- Records for this task
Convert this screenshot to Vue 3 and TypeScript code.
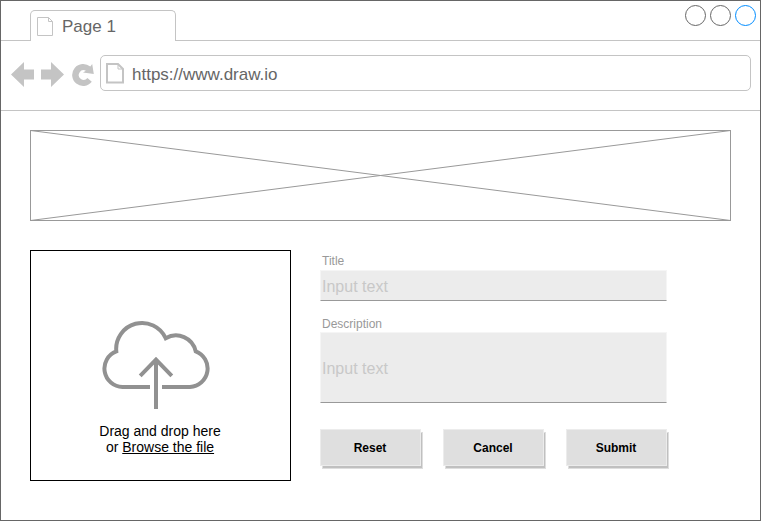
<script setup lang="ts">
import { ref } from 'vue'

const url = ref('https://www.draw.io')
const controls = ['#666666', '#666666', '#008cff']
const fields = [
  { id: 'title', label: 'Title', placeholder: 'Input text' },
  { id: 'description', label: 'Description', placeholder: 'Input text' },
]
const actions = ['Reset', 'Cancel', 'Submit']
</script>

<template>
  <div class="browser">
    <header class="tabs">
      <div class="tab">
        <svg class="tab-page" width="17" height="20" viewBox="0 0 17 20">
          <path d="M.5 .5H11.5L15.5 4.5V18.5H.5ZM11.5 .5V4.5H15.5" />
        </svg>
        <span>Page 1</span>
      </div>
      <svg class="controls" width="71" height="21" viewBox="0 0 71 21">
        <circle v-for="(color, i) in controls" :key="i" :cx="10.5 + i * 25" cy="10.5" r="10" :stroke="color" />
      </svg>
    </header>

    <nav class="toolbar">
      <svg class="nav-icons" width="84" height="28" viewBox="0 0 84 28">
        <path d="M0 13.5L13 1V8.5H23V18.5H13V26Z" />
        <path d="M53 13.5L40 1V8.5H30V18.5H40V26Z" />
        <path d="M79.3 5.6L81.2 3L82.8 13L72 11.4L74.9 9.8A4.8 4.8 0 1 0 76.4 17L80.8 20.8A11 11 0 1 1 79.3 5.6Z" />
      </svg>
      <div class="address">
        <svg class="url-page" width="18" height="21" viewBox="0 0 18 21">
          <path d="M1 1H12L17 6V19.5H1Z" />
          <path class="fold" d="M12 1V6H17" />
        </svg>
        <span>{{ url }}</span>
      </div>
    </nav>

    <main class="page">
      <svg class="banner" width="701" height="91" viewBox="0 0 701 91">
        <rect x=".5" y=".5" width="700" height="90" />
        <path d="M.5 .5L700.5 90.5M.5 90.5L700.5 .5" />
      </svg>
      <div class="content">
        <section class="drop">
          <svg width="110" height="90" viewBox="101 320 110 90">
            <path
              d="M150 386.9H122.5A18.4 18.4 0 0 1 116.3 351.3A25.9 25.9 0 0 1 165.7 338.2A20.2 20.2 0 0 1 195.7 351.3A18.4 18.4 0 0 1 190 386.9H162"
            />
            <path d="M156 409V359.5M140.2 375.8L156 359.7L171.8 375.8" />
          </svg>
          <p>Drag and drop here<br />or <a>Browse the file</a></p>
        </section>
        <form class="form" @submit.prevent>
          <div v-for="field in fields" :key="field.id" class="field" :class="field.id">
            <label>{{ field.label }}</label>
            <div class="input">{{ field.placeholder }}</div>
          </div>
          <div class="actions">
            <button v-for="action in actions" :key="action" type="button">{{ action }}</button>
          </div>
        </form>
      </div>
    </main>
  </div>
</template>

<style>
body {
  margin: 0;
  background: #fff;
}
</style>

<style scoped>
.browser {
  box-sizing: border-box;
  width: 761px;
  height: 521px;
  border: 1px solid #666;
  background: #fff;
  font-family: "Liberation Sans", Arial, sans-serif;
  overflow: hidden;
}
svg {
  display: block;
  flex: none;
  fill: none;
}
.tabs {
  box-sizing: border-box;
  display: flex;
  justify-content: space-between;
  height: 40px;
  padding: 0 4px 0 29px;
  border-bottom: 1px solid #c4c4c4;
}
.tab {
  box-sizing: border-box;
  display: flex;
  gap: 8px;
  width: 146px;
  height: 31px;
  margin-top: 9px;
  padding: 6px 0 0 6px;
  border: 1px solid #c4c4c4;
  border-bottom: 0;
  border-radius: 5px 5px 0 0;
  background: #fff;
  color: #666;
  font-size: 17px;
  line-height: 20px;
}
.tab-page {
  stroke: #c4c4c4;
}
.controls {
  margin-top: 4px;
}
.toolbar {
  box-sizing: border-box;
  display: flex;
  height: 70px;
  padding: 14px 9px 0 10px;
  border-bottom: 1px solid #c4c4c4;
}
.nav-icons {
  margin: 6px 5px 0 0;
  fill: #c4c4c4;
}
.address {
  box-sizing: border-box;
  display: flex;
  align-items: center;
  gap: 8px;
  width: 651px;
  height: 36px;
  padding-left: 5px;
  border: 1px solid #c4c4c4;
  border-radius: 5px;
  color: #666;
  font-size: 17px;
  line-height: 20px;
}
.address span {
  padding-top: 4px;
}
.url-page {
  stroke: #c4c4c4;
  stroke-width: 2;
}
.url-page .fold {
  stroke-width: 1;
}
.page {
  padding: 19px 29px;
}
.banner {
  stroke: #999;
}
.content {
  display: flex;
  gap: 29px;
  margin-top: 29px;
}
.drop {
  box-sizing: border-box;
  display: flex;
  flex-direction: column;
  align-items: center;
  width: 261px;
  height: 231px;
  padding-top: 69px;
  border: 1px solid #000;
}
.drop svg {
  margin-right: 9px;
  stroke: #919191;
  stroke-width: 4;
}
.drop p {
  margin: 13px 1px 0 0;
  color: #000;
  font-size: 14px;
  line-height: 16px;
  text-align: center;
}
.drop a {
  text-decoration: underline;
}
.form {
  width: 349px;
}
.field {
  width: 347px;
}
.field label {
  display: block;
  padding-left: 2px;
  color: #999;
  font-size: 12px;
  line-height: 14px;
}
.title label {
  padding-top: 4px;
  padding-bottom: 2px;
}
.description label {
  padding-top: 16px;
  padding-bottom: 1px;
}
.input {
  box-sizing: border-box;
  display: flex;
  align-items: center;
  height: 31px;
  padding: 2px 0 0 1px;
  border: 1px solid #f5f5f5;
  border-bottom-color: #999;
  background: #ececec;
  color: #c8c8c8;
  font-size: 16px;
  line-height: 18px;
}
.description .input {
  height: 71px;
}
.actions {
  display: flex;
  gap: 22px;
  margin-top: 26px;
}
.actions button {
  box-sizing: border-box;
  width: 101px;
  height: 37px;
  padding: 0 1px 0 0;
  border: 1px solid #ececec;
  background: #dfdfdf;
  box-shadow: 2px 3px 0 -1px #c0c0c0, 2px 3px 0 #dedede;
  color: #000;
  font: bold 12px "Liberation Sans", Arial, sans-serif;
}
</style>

---

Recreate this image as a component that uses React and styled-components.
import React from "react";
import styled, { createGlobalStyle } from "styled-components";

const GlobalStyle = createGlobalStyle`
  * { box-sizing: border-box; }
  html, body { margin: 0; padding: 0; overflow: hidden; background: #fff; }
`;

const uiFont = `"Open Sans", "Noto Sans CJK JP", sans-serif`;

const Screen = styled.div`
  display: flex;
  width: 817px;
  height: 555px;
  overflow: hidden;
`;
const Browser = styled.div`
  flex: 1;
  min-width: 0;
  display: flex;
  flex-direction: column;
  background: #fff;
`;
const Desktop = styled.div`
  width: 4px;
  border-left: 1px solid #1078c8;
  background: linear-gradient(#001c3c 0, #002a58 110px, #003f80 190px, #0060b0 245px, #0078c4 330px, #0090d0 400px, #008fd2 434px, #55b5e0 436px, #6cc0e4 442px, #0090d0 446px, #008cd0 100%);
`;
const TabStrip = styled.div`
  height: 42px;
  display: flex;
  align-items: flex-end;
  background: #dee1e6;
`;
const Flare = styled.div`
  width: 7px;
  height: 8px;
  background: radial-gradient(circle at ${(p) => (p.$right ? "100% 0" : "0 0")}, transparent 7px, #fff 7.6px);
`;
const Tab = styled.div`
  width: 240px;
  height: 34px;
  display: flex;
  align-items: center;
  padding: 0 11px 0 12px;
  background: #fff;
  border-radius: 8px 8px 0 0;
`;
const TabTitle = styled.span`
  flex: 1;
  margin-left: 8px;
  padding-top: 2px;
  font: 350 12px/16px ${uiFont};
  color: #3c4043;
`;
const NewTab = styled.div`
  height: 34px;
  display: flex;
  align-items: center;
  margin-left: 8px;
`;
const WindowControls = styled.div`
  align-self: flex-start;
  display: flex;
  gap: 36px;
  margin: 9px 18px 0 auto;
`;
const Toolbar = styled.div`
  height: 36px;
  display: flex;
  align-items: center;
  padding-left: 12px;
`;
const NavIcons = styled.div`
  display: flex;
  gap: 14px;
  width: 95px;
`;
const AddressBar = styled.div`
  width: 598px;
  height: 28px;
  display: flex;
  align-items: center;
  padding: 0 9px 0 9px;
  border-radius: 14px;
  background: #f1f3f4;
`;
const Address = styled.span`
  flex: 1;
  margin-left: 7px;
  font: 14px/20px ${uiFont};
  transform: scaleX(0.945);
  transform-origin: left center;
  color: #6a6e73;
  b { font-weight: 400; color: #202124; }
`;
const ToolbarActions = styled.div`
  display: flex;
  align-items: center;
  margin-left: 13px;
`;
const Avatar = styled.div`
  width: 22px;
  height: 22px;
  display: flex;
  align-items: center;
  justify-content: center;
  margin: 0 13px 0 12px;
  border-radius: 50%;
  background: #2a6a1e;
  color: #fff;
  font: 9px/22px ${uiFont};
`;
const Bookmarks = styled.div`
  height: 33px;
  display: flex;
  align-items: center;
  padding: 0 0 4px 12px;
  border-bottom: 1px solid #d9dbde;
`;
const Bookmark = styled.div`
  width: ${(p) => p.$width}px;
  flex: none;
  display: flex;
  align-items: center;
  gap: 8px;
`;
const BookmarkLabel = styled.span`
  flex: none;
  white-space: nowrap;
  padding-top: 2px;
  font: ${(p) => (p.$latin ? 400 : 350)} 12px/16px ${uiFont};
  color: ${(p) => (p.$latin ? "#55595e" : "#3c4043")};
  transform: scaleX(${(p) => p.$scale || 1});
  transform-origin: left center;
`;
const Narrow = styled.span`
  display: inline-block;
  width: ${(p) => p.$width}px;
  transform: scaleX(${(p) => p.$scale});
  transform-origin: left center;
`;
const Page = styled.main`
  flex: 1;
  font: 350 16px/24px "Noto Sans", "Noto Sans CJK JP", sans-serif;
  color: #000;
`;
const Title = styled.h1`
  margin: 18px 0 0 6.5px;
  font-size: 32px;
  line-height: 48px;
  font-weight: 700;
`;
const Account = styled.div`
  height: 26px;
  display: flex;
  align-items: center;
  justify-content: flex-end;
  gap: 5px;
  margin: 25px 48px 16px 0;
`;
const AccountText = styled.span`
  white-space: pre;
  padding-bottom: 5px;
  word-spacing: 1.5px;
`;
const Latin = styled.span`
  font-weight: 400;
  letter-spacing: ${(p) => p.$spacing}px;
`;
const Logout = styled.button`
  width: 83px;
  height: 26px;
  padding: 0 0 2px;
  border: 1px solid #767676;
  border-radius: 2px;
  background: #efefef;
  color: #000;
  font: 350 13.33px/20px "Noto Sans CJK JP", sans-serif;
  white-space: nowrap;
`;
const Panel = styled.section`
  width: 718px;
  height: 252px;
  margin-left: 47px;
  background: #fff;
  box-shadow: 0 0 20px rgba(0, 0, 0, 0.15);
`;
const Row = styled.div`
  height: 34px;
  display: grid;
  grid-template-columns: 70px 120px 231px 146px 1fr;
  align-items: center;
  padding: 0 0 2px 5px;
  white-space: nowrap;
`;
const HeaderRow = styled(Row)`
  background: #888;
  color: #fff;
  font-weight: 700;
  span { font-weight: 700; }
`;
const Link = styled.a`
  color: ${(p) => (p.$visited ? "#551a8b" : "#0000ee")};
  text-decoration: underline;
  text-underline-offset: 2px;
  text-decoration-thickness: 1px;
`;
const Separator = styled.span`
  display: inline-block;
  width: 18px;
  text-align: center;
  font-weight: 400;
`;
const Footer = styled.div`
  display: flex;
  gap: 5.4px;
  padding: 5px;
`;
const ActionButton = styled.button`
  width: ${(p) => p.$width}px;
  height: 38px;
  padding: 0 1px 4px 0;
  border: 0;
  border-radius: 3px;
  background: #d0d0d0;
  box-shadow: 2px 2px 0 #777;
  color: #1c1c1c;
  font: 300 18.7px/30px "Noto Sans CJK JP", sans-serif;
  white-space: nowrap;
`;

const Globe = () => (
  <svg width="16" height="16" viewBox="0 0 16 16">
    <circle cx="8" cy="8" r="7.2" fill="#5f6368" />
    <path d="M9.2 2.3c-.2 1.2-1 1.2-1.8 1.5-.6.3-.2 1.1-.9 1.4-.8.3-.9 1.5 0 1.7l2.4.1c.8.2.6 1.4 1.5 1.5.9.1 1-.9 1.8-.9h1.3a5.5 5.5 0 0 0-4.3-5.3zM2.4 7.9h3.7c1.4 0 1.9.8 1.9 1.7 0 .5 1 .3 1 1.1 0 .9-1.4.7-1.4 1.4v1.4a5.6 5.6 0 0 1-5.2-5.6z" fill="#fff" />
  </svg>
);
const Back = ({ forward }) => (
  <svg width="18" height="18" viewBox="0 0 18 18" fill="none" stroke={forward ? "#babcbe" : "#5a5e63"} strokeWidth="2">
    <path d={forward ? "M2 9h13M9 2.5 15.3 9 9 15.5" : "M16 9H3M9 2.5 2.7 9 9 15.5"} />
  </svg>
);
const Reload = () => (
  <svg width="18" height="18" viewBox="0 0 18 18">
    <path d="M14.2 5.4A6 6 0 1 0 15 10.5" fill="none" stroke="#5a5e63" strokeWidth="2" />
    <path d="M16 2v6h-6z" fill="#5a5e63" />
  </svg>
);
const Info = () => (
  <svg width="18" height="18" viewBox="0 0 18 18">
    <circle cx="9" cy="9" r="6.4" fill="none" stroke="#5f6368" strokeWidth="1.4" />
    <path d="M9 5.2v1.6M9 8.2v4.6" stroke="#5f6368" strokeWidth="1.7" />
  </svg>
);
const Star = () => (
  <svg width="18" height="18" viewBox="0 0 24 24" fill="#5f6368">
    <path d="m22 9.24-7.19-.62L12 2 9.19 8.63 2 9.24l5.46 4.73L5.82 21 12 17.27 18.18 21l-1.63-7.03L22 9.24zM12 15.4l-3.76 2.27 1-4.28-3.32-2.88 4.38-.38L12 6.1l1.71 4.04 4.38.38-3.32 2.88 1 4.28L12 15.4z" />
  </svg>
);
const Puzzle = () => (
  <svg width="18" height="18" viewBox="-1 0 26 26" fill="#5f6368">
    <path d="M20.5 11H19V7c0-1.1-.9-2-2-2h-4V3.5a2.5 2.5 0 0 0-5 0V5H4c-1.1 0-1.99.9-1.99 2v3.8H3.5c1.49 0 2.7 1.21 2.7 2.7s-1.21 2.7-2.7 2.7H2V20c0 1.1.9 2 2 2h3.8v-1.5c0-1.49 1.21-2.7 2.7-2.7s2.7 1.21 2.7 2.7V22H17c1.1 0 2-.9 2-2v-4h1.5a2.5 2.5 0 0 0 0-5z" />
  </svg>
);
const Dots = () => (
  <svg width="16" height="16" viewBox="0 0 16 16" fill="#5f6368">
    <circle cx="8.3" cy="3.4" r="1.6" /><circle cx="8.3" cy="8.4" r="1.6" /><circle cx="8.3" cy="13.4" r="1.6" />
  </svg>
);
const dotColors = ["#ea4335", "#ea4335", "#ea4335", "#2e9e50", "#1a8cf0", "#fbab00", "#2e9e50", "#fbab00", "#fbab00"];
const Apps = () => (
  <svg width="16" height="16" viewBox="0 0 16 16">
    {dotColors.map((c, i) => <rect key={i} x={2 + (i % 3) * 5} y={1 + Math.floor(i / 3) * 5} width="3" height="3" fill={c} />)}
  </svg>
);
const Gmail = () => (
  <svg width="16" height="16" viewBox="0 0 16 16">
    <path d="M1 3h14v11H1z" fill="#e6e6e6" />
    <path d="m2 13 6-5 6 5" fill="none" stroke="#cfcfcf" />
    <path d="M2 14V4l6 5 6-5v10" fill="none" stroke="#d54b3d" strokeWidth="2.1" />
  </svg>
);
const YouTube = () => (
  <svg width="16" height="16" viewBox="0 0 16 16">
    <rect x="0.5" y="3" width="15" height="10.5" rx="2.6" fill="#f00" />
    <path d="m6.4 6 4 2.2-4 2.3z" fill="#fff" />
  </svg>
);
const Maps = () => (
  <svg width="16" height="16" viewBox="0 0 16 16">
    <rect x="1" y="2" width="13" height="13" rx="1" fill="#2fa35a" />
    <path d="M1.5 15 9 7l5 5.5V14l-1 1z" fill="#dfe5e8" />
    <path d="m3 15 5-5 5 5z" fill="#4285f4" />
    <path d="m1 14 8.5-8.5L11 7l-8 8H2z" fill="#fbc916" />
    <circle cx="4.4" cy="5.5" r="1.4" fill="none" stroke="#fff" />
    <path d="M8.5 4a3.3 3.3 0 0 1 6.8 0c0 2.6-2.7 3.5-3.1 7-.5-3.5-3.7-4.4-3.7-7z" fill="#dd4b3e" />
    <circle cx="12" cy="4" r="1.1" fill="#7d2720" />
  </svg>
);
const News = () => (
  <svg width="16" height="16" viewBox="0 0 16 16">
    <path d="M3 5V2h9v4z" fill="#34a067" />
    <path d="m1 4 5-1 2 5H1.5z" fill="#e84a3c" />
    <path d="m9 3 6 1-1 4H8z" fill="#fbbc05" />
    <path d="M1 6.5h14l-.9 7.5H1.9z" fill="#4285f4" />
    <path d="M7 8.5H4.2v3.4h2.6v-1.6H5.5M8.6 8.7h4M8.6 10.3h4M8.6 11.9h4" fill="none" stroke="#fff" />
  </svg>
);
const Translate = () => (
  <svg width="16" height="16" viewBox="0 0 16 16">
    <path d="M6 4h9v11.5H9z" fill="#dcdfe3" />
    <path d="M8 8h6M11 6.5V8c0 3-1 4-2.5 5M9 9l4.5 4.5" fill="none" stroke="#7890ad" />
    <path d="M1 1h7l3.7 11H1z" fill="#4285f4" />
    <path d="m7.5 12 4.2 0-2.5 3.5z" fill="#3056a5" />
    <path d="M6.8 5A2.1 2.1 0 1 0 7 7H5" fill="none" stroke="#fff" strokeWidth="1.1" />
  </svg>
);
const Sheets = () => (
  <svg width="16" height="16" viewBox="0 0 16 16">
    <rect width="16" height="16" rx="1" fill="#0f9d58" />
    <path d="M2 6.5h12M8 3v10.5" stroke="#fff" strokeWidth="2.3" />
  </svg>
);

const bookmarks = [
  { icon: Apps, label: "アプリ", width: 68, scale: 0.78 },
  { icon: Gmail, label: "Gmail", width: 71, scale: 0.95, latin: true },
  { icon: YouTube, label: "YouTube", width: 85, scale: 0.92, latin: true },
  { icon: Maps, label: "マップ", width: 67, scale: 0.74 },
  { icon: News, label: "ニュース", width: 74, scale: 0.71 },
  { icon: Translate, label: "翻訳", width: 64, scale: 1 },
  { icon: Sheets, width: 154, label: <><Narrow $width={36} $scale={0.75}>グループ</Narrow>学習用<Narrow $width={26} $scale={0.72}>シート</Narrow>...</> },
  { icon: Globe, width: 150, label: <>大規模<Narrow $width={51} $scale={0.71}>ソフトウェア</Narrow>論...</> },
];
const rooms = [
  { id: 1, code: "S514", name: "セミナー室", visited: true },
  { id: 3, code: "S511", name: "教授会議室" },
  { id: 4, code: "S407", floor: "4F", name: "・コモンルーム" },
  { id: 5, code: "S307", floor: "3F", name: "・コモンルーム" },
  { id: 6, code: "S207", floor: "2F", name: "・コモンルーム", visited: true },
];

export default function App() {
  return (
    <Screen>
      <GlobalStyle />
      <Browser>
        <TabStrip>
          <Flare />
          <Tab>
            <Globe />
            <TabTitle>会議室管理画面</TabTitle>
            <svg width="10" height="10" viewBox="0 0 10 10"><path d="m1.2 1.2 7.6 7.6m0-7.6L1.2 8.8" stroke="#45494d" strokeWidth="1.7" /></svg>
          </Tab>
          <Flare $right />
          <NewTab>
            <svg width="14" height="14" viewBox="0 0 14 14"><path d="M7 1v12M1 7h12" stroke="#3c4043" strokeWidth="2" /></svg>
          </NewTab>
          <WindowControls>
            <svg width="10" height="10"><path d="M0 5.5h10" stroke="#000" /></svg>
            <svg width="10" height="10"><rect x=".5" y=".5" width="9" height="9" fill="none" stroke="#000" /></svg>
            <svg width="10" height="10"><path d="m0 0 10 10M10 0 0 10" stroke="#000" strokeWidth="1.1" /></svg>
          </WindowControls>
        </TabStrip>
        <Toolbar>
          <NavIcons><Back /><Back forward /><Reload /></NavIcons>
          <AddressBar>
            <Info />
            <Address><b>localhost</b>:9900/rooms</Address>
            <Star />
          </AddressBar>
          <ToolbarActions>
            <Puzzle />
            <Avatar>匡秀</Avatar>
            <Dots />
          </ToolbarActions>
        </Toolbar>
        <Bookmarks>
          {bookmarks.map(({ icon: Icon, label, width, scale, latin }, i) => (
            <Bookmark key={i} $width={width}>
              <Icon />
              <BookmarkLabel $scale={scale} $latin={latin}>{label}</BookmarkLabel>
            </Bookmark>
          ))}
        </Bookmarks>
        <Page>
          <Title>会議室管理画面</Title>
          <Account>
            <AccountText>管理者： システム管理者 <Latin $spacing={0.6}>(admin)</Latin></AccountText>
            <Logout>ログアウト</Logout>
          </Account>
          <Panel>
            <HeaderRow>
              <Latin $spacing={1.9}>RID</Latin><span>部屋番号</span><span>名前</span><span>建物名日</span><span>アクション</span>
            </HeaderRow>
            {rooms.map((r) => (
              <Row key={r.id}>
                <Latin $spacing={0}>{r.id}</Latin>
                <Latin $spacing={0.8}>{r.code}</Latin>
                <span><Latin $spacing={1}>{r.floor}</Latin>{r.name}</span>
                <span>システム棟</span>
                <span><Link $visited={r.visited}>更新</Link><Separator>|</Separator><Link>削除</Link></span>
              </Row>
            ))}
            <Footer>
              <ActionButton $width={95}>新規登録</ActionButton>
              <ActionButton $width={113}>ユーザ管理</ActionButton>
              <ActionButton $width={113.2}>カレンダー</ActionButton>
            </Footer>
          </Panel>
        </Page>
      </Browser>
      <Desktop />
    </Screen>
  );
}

- Problem description
Count the lines of these entries that hold the string "components", and give only that number.

- Answer to this task
2